The Socialist Left party (SV), however, demanded an environmental alternative to Mongstad to help save its own prospects in the voting booth. SV, already lagging in the polls because of its perceived compromises on other environmental policies, needed an alternative that arguably could offer a reduction in carbon emissions equivalent to the Mongstad plan. None was forthcoming, however, and the announcement that the government was giving up its plans for full-scale carbon capture came after the election, along with promises that research would continue and, later, that there were some prospects for carbon capture elsewhere, possibly at a gas plant in Skien.

Bård Vegar Solhjell, outgoing environmental minister, reportedly didn't want any announcement on Mongstad's fate until an alternative carbon capture plan was in place. PHOTO: newsinenglish.no
Bård Vegar Solhjell, outgoing environmental minister, reportedly didn’t want any announcement on Mongstad’s fate until an alternative carbon capture plan was in place. PHOTO: newsinenglish.no

SV only won 4.1 percent of the vote in the election, barely enough to secure representation in parliament. Questions are being raised by opposition politicians, including the Progress Party, as to whether SV would have lost representation if the Mongstad announcement hadn’t been delayed.

Environmental activists also have questioned the timing of the announcement last Friday afternoon, and have criticized the outgoing government and especially SV that the truth about carbon capture at Mongstad didn’t come out during the election campaign.

Both Moe and Bård Vegar Solhjell, the outgoing minister for environmental protection from SV, have insisted a final decision on Mongstad was made only recently. State Secretary Hans Kristian Amundsen in the Office of the Prime Minister flatly denied that political tactics were involved in the timing of the announcement. “An overall solution for Mongstad, which includes phasing out the full-scale carbon capture and offsetting measures, wasn’t clear for the government until the final phases of work on next year’s state budget,” Amundsen told news bureau NTB on Tuesday.

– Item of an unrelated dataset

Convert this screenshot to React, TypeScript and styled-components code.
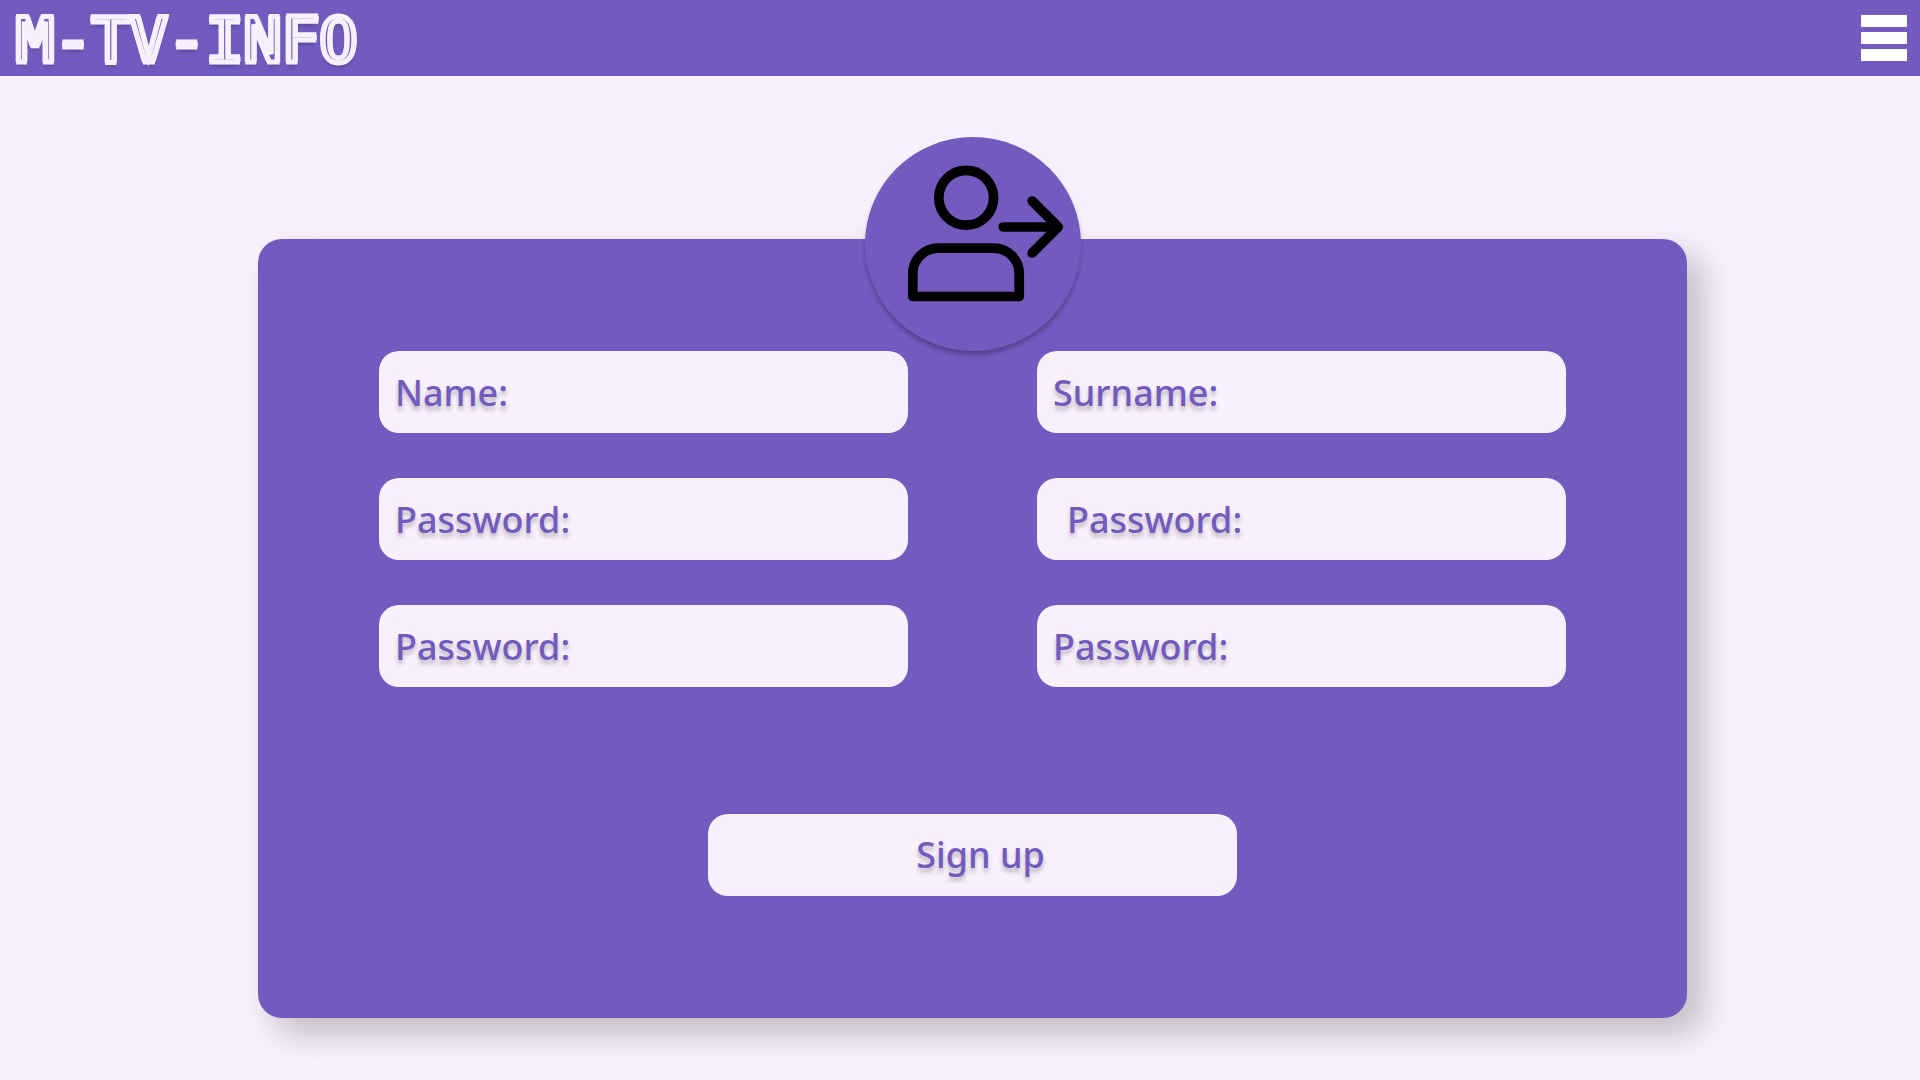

DN reported that Moe, though, had repeatedly questioned the viability of the carbon capture plans at Mongstad since he took over as oil minister in 2011. The government has spent more than NOK 7 billion on the failed effort, and Moe reportedly wanted to cut losses much earlier. “There has been so much prestige tied to the project though,” DN quoted one government source as saying. It wasn’t easy for either Stoltenberg or SV to give it up and essentially admit defeat.

The failure at Mongstad has sparked disappointment internationally, with the United Nations’ climate chief saying she expects Norway to continue efforts at carbon capture, also at Mongstad. “I expect that Norway will continue to invest in technology and development to get the costs (of carbon capture) down,” Christiana Figueres of the UN told DN in New York, where world leaders were gathering this week for the UN General Assembly.

Trine Skei Grande, leader of Norway’s Liberal Party (Venstre) that boasts an ambitious environmental platform, has called for an international investigation into how the outgoing left-center government has handled the Mongstad project. Grande, currently part of negotiations to form a new Conservatives-led government coalition, hasn’t received much support for a probe, though. Neither the Conservatives nor the Progress Party back an investigation into the expenditures, the organization and state oil company Statoil’s role in the project, at least not now.